_Exercise_
All of the lines below are to be printed again exactly; images are excluded from the output.

_Data provided_
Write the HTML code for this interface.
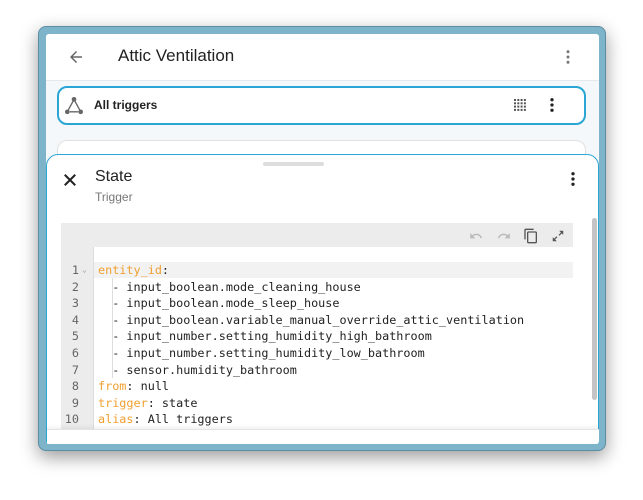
<!DOCTYPE html>
<html><head><style>
*{margin:0;padding:0;box-sizing:border-box}
body{width:643px;height:500px;background:#fff;position:relative;overflow:hidden;font-family:"Liberation Sans",sans-serif}
.frame{position:absolute;left:38px;top:26px;width:568px;height:425px;background:#7eb4ca;border-radius:8px;box-shadow:0 6px 18px rgba(0,0,0,.4);border:1px solid #5d8da2}
.inner{position:absolute;left:7px;top:7px;width:553px;height:410px;background:#f5f8fa;overflow:hidden;border-radius:3px}
.hdr{position:absolute;left:0;top:0;width:553px;height:47px;background:#fff;border-bottom:1px solid #e6e9eb}
.card{position:absolute;left:11px;top:52px;width:529px;height:39px;background:#fff;border:2px solid #2aa6d5;border-radius:10px}
.card2{position:absolute;left:11px;top:106px;width:529px;height:40px;background:#fff;border:1px solid #e0e0e0;border-radius:10px}
.sheet{position:absolute;left:0;top:120px;width:553px;height:300px;background:#fff;border:1px solid #2aa6d5;border-radius:12px 12px 0 0}
.mono{font-family:"DejaVu Sans Mono","Liberation Mono",monospace;font-size:11.8px}
.ln{position:absolute;left:0;width:18px;text-align:right;color:#666}
.cl{position:absolute;left:37px;color:#222;white-space:pre}
.k{color:#f0a030}
</style></head><body>
<div class="frame"><div class="inner">
 <div class="hdr">
  <svg style="position:absolute;left:21px;top:14px" width="18" height="18" viewBox="0 0 24 24"><path d="M20 11H7.8l5.6-5.6L12 4l-8 8 8 8 1.4-1.4L7.8 13H20z" fill="#666"/></svg>
  <div style="position:absolute;left:72px;top:12px;font-size:17px;color:#222">Attic Ventilation</div>
  <svg style="position:absolute;left:513px;top:14px" width="18" height="18" viewBox="0 0 24 24"><circle cx="12" cy="5" r="2" fill="#777"/><circle cx="12" cy="12" r="2" fill="#777"/><circle cx="12" cy="19" r="2" fill="#777"/></svg>
 </div>
 <div class="card">
  <svg style="position:absolute;left:5px;top:8px" width="20" height="20" viewBox="0 0 24 24" fill="none" stroke="#666" stroke-width="1.6"><circle cx="12" cy="4" r="2" fill="#666"/><circle cx="4" cy="19" r="2" fill="#666"/><circle cx="20" cy="19" r="2" fill="#666"/><path d="M11 6L5 17M13 6l6 11M7 19h10"/></svg>
  <div style="position:absolute;left:35px;top:10px;font-size:12px;font-weight:bold;color:#222">All triggers</div>
  <svg style="position:absolute;left:455px;top:11px" width="12" height="12" viewBox="0 0 12 12" fill="#555"><g id="r"><rect x="0" y="0" width="2" height="2"/><rect x="3.3" y="0" width="2" height="2"/><rect x="6.6" y="0" width="2" height="2"/><rect x="9.9" y="0" width="2" height="2"/></g><use href="#r" y="3.3"/><use href="#r" y="6.6"/><use href="#r" y="9.9"/></svg>
  <svg style="position:absolute;left:484px;top:8px" width="18" height="18" viewBox="0 0 24 24"><circle cx="12" cy="5" r="2.2" fill="#222"/><circle cx="12" cy="12" r="2.2" fill="#222"/><circle cx="12" cy="19" r="2.2" fill="#222"/></svg>
 </div>
 <div class="card2"></div>
 <div class="sheet">
  <div style="position:absolute;left:216px;top:7px;width:61px;height:4px;background:#ddd;border-radius:2px"></div>
  <svg style="position:absolute;left:14px;top:16px" width="18" height="18" viewBox="0 0 24 24"><path d="M5 5l14 14M19 5L5 19" stroke="#222" stroke-width="2.6"/></svg>
  <div style="position:absolute;left:48px;top:13px;font-size:16px;color:#222">State</div>
  <div style="position:absolute;left:48px;top:35px;font-size:12px;color:#777">Trigger</div>
  <svg style="position:absolute;left:517px;top:15px" width="18" height="18" viewBox="0 0 24 24"><circle cx="12" cy="5" r="2.2" fill="#222"/><circle cx="12" cy="12" r="2.2" fill="#222"/><circle cx="12" cy="19" r="2.2" fill="#222"/></svg>
  <div style="position:absolute;left:545px;top:63px;width:5px;height:182px;background:#c4c4c4;border-radius:3px"></div>
  <div style="position:absolute;left:14px;top:68px;width:512px;height:220px;background:#ececec">
   <svg style="position:absolute;left:408px;top:6px" width="14" height="14" viewBox="0 0 24 24"><path d="M12.5 8c-2.6 0-5 1-6.9 2.6L2 7v9h9l-3.6-3.6c1.4-1.2 3.2-1.9 5.1-1.9 3.5 0 6.5 2.3 7.6 5.5l2.4-.8C21 11 17.1 8 12.5 8z" fill="#bbb"/></svg>
   <svg style="position:absolute;left:436px;top:6px" width="14" height="14" viewBox="0 0 24 24"><path d="M11.5 8c2.6 0 5 1 6.9 2.6L22 7v9h-9l3.6-3.6c-1.4-1.2-3.2-1.9-5.1-1.9-3.5 0-6.5 2.3-7.6 5.5L1.5 15.2C3 11 6.9 8 11.5 8z" fill="#bbb"/></svg>
   <svg style="position:absolute;left:462px;top:5px" width="16" height="16" viewBox="0 0 24 24"><path d="M16 1H4c-1.1 0-2 .9-2 2v14h2V3h12zm3 4H8c-1.1 0-2 .9-2 2v14c0 1.1.9 2 2 2h11c1.1 0 2-.9 2-2V7c0-1.1-.9-2-2-2zm0 16H8V7h11z" fill="#555"/></svg>
   <svg style="position:absolute;left:490px;top:6px" width="14" height="14" viewBox="0 0 24 24"><path d="M14 3h7v7l-2.5-2.5-4 4-1.5-1.5 4-4zM10 21H3v-7l2.5 2.5 4-4 1.5 1.5-4 4z" fill="#555"/></svg>
   <div style="position:absolute;left:32px;top:24px;width:480px;height:196px;background:#fff;border-left:1px solid #ddd"></div>
   <div style="position:absolute;left:33px;top:39px;width:479px;height:16px;background:#f2f2f2"></div>
   <div style="position:absolute;left:51px;top:55px;width:1px;height:100px;background:#ddd"></div>
   <div class="mono" style="position:absolute;left:0;top:39px;width:512px;line-height:16.6px">
    <div class="ln" style="top:0">1</div><div style="position:absolute;left:21px;top:0;font-size:8px;color:#999">⌄</div><div class="cl" style="top:0"><span class="k">entity_id</span>:</div>
    <div class="ln" style="top:16.6px">2</div><div class="cl" style="top:16.6px">  - input_boolean.mode_cleaning_house</div>
    <div class="ln" style="top:33.2px">3</div><div class="cl" style="top:33.2px">  - input_boolean.mode_sleep_house</div>
    <div class="ln" style="top:49.8px">4</div><div class="cl" style="top:49.8px">  - input_boolean.variable_manual_override_attic_ventilation</div>
    <div class="ln" style="top:66.4px">5</div><div class="cl" style="top:66.4px">  - input_number.setting_humidity_high_bathroom</div>
    <div class="ln" style="top:83px">6</div><div class="cl" style="top:83px">  - input_number.setting_humidity_low_bathroom</div>
    <div class="ln" style="top:99.6px">7</div><div class="cl" style="top:99.6px">  - sensor.humidity_bathroom</div>
    <div class="ln" style="top:116.2px">8</div><div class="cl" style="top:116.2px"><span class="k">from</span>: null</div>
    <div class="ln" style="top:132.8px">9</div><div class="cl" style="top:132.8px"><span class="k">trigger</span>: state</div>
    <div class="ln" style="top:149.4px">10</div><div class="cl" style="top:149.4px"><span class="k">alias</span>: All triggers</div>
   </div>
  </div>
  <div style="position:absolute;left:0;top:274px;width:553px;height:26px;background:#fff;border-top:1px solid #e4e4e4;box-shadow:0 -2px 4px rgba(0,0,0,.06)"></div>
 </div>
</div></div>
</body></html>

_Answer to this task_
Write the HTML code for this interface.
<!DOCTYPE html>
<html><head><style>
*{margin:0;padding:0;box-sizing:border-box}
body{width:643px;height:500px;background:#fff;position:relative;overflow:hidden;font-family:"Liberation Sans",sans-serif}
.frame{position:absolute;left:38px;top:26px;width:568px;height:425px;background:#7eb4ca;border-radius:8px;box-shadow:0 6px 18px rgba(0,0,0,.4);border:1px solid #5d8da2}
.inner{position:absolute;left:7px;top:7px;width:553px;height:410px;background:#f5f8fa;overflow:hidden;border-radius:3px}
.hdr{position:absolute;left:0;top:0;width:553px;height:47px;background:#fff;border-bottom:1px solid #e6e9eb}
.card{position:absolute;left:11px;top:52px;width:529px;height:39px;background:#fff;border:2px solid #2aa6d5;border-radius:10px}
.card2{position:absolute;left:11px;top:106px;width:529px;height:40px;background:#fff;border:1px solid #e0e0e0;border-radius:10px}
.sheet{position:absolute;left:0;top:120px;width:553px;height:300px;background:#fff;border:1px solid #2aa6d5;border-radius:12px 12px 0 0}
.mono{font-family:"DejaVu Sans Mono","Liberation Mono",monospace;font-size:11.8px}
.ln{position:absolute;left:0;width:18px;text-align:right;color:#666}
.cl{position:absolute;left:37px;color:#222;white-space:pre}
.k{color:#f0a030}
</style></head><body>
<div class="frame"><div class="inner">
 <div class="hdr">
  <svg style="position:absolute;left:21px;top:14px" width="18" height="18" viewBox="0 0 24 24"><path d="M20 11H7.8l5.6-5.6L12 4l-8 8 8 8 1.4-1.4L7.8 13H20z" fill="#666"/></svg>
  <div style="position:absolute;left:72px;top:12px;font-size:17px;color:#222">Attic Ventilation</div>
  <svg style="position:absolute;left:513px;top:14px" width="18" height="18" viewBox="0 0 24 24"><circle cx="12" cy="5" r="2" fill="#777"/><circle cx="12" cy="12" r="2" fill="#777"/><circle cx="12" cy="19" r="2" fill="#777"/></svg>
 </div>
 <div class="card">
  <svg style="position:absolute;left:5px;top:8px" width="20" height="20" viewBox="0 0 24 24" fill="none" stroke="#666" stroke-width="1.6"><circle cx="12" cy="4" r="2" fill="#666"/><circle cx="4" cy="19" r="2" fill="#666"/><circle cx="20" cy="19" r="2" fill="#666"/><path d="M11 6L5 17M13 6l6 11M7 19h10"/></svg>
  <div style="position:absolute;left:35px;top:10px;font-size:12px;font-weight:bold;color:#222">All triggers</div>
  <svg style="position:absolute;left:455px;top:11px" width="12" height="12" viewBox="0 0 12 12" fill="#555"><g id="r"><rect x="0" y="0" width="2" height="2"/><rect x="3.3" y="0" width="2" height="2"/><rect x="6.6" y="0" width="2" height="2"/><rect x="9.9" y="0" width="2" height="2"/></g><use href="#r" y="3.3"/><use href="#r" y="6.6"/><use href="#r" y="9.9"/></svg>
  <svg style="position:absolute;left:484px;top:8px" width="18" height="18" viewBox="0 0 24 24"><circle cx="12" cy="5" r="2.2" fill="#222"/><circle cx="12" cy="12" r="2.2" fill="#222"/><circle cx="12" cy="19" r="2.2" fill="#222"/></svg>
 </div>
 <div class="card2"></div>
 <div class="sheet">
  <div style="position:absolute;left:216px;top:7px;width:61px;height:4px;background:#ddd;border-radius:2px"></div>
  <svg style="position:absolute;left:14px;top:16px" width="18" height="18" viewBox="0 0 24 24"><path d="M5 5l14 14M19 5L5 19" stroke="#222" stroke-width="2.6"/></svg>
  <div style="position:absolute;left:48px;top:13px;font-size:16px;color:#222">State</div>
  <div style="position:absolute;left:48px;top:35px;font-size:12px;color:#777">Trigger</div>
  <svg style="position:absolute;left:517px;top:15px" width="18" height="18" viewBox="0 0 24 24"><circle cx="12" cy="5" r="2.2" fill="#222"/><circle cx="12" cy="12" r="2.2" fill="#222"/><circle cx="12" cy="19" r="2.2" fill="#222"/></svg>
  <div style="position:absolute;left:545px;top:63px;width:5px;height:182px;background:#c4c4c4;border-radius:3px"></div>
  <div style="position:absolute;left:14px;top:68px;width:512px;height:220px;background:#ececec">
   <svg style="position:absolute;left:408px;top:6px" width="14" height="14" viewBox="0 0 24 24"><path d="M12.5 8c-2.6 0-5 1-6.9 2.6L2 7v9h9l-3.6-3.6c1.4-1.2 3.2-1.9 5.1-1.9 3.5 0 6.5 2.3 7.6 5.5l2.4-.8C21 11 17.1 8 12.5 8z" fill="#bbb"/></svg>
   <svg style="position:absolute;left:436px;top:6px" width="14" height="14" viewBox="0 0 24 24"><path d="M11.5 8c2.6 0 5 1 6.9 2.6L22 7v9h-9l3.6-3.6c-1.4-1.2-3.2-1.9-5.1-1.9-3.5 0-6.5 2.3-7.6 5.5L1.5 15.2C3 11 6.9 8 11.5 8z" fill="#bbb"/></svg>
   <svg style="position:absolute;left:462px;top:5px" width="16" height="16" viewBox="0 0 24 24"><path d="M16 1H4c-1.1 0-2 .9-2 2v14h2V3h12zm3 4H8c-1.1 0-2 .9-2 2v14c0 1.1.9 2 2 2h11c1.1 0 2-.9 2-2V7c0-1.1-.9-2-2-2zm0 16H8V7h11z" fill="#555"/></svg>
   <svg style="position:absolute;left:490px;top:6px" width="14" height="14" viewBox="0 0 24 24"><path d="M14 3h7v7l-2.5-2.5-4 4-1.5-1.5 4-4zM10 21H3v-7l2.5 2.5 4-4 1.5 1.5-4 4z" fill="#555"/></svg>
   <div style="position:absolute;left:32px;top:24px;width:480px;height:196px;background:#fff;border-left:1px solid #ddd"></div>
   <div style="position:absolute;left:33px;top:39px;width:479px;height:16px;background:#f2f2f2"></div>
   <div style="position:absolute;left:51px;top:55px;width:1px;height:100px;background:#ddd"></div>
   <div class="mono" style="position:absolute;left:0;top:39px;width:512px;line-height:16.6px">
    <div class="ln" style="top:0">1</div><div style="position:absolute;left:21px;top:0;font-size:8px;color:#999">⌄</div><div class="cl" style="top:0"><span class="k">entity_id</span>:</div>
    <div class="ln" style="top:16.6px">2</div><div class="cl" style="top:16.6px">  - input_boolean.mode_cleaning_house</div>
    <div class="ln" style="top:33.2px">3</div><div class="cl" style="top:33.2px">  - input_boolean.mode_sleep_house</div>
    <div class="ln" style="top:49.8px">4</div><div class="cl" style="top:49.8px">  - input_boolean.variable_manual_override_attic_ventilation</div>
    <div class="ln" style="top:66.4px">5</div><div class="cl" style="top:66.4px">  - input_number.setting_humidity_high_bathroom</div>
    <div class="ln" style="top:83px">6</div><div class="cl" style="top:83px">  - input_number.setting_humidity_low_bathroom</div>
    <div class="ln" style="top:99.6px">7</div><div class="cl" style="top:99.6px">  - sensor.humidity_bathroom</div>
    <div class="ln" style="top:116.2px">8</div><div class="cl" style="top:116.2px"><span class="k">from</span>: null</div>
    <div class="ln" style="top:132.8px">9</div><div class="cl" style="top:132.8px"><span class="k">trigger</span>: state</div>
    <div class="ln" style="top:149.4px">10</div><div class="cl" style="top:149.4px"><span class="k">alias</span>: All triggers</div>
   </div>
  </div>
  <div style="position:absolute;left:0;top:274px;width:553px;height:26px;background:#fff;border-top:1px solid #e4e4e4;box-shadow:0 -2px 4px rgba(0,0,0,.06)"></div>
 </div>
</div></div>
</body></html>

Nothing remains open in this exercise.